Por ello, teniendo bien claras las críticas que le tengamos que hacer al sistema escolar heredado de la añeja aspiración de homogenización nacionalista, la educación popular que reivindicamos se mantiene firme en la idea de defender la educación pública. Ello no solo significa la gratuidad, implica además algo mucho más importante; la participación colectiva frente a la construcción de lo común. La educación es la posibilidad de construcción del ser social y, en ese sentido, un espacio concreto de definición de la equidad. Eso debe ser nuestro; una conquista y un derecho, un espacio de participación y un horizonte de lucha.
Mucho se ha escrito para reconocer en la escuela su carácter reproductor de los valores capitalistas que hegemonizan nuestras sociedades. Pero, al mismo tiempo, ese mismo espacio de construcción de lo común puede y debe ser transformado en herramienta para edificar el necesario nuevo orden que se disponga para beneficio de las mayorías. Eso puede empezar a hacerse ahora: reforzando nuestra autonomía organizativa, defendiendo nuestra cultura y valores de clase trabajadora, actuando como docentes que con el ejemplo de la praxis les diremos a las y los estudiantes que educarse no es lograr un éxito personal, pasar de año o tener buenas notas, ¡no!. Mucho menos, tener buenos dispositivos tecnológicos y actuar adecuada y pasivamente mientras se mantiene una video-llamada. La educación con sentido de clase apunta a crear subjetividades críticas. Educarse es formarse para participar colectivamente en la transformación del mundo, por otro en el que, como dicen los zapatistas, quepamos todxs, y vivamos dignamente. No podemos perder de vista que aspiramos a que la educación sea un derecho para el conjunto de la población, pero no para naturalizar el sistema y que llegue el mensaje de la domesticación y la resignación. Es imprescindible que, defendiendo hoy la educación pública, nos preparemos para enseñar que los derechos del pueblo se ganan con la lucha. Educación pública es la que el pueblo construye para liberarse.

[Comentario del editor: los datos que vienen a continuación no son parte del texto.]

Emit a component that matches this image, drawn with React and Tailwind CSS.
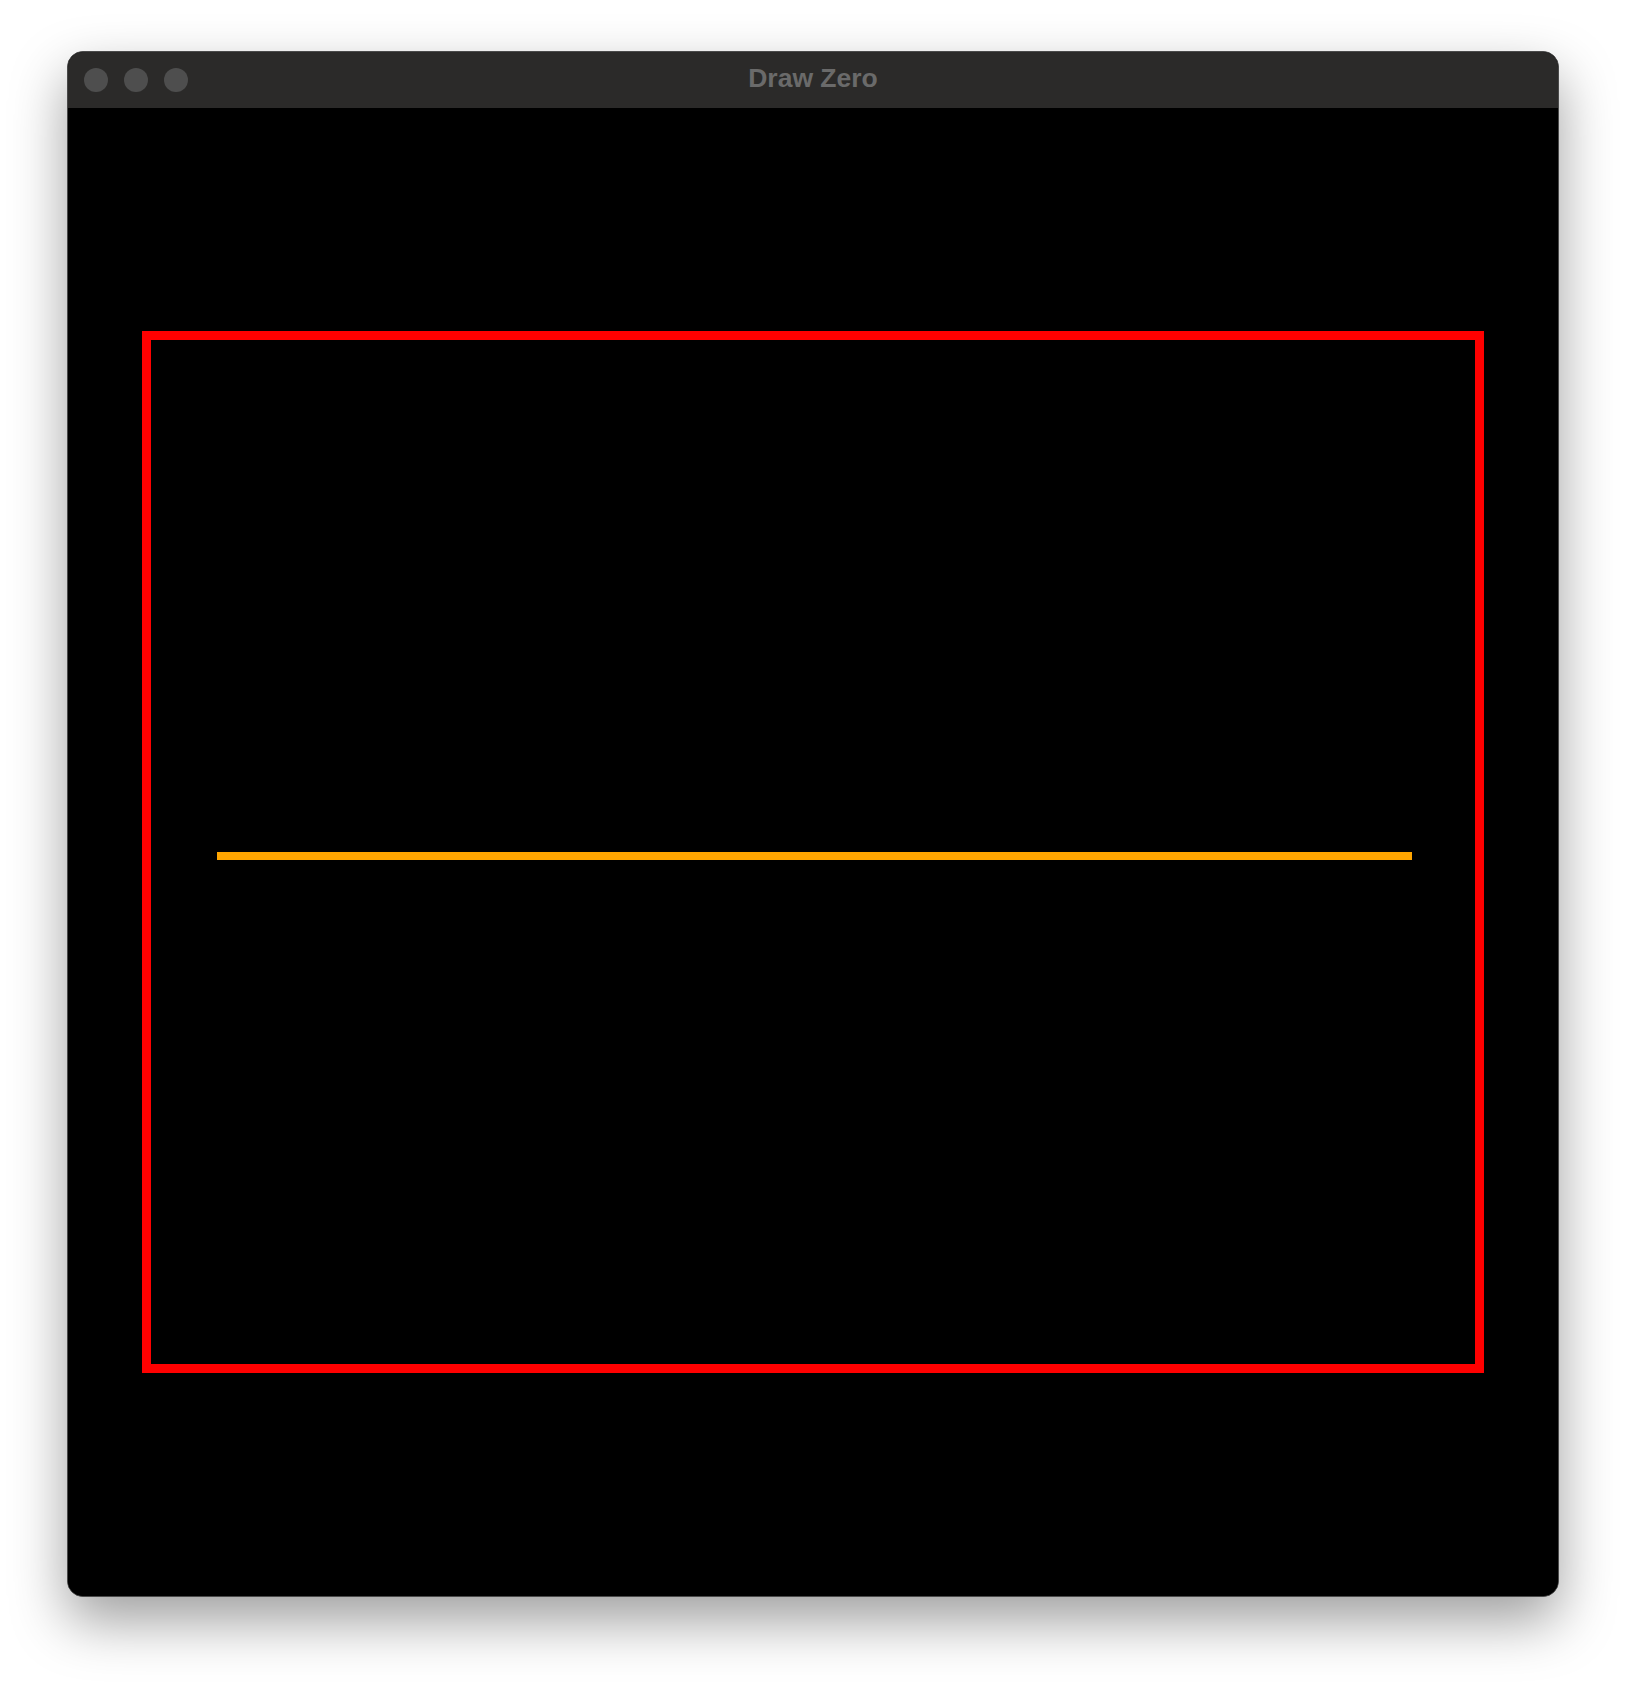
import React from 'react';

// Fenêtre macOS avec un rectangle rouge et une ligne orange
const TrafficLight = () => (
  <div className="w-6 h-6 rounded-full bg-[#4e4e4e]" />
);

const App = () => {
  return (
    <div className="w-[1626px] h-[1682px] bg-white pt-[51px] pl-[67px]">
      <div className="w-[1492px] h-[1546px] flex flex-col rounded-[16px] overflow-hidden border border-[#4a4a4a] bg-black shadow-[0_24px_55px_rgba(0,0,0,0.38)]">
        {/* Barre de titre */}
        <div className="relative h-[56px] flex items-center bg-[#2b2a29] pl-[16px] gap-4">
          <TrafficLight />
          <TrafficLight />
          <TrafficLight />
          <div
            className="absolute inset-0 pb-[3px] flex items-center justify-center text-[26.5px] font-bold text-[#6a6a6a]"
            style={{ fontFamily: '"Liberation Sans", Arial, sans-serif' }}
          >
            Draw Zero
          </div>
        </div>

        {/* Zone de dessin */}
        <div className="flex-1 bg-black flex items-center justify-center">
          <div className="w-[1342px] h-[1042px] border-[9px] border-[#ff0000] pt-[512px] pl-[66px]">
            <div className="w-[1195px] h-[8px] bg-[#ffa500]" />
          </div>
        </div>
      </div>
    </div>
  );
};

export default App;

Por todo esto, desde la nueva escuela pública popular que muchos y muchas docentes y estudiantes, en unidad y pie de lucha, buscamos anteponer ante esa llamada ‘’nueva normalidad’’ postpandémica, apostamos a que las conmemoraciones educativas de este mes de septiembre sean una nueva excusa para seguir luchando por concretar ese horizonte de transformación revolucionario que está sin duda, como la primavera, por venir.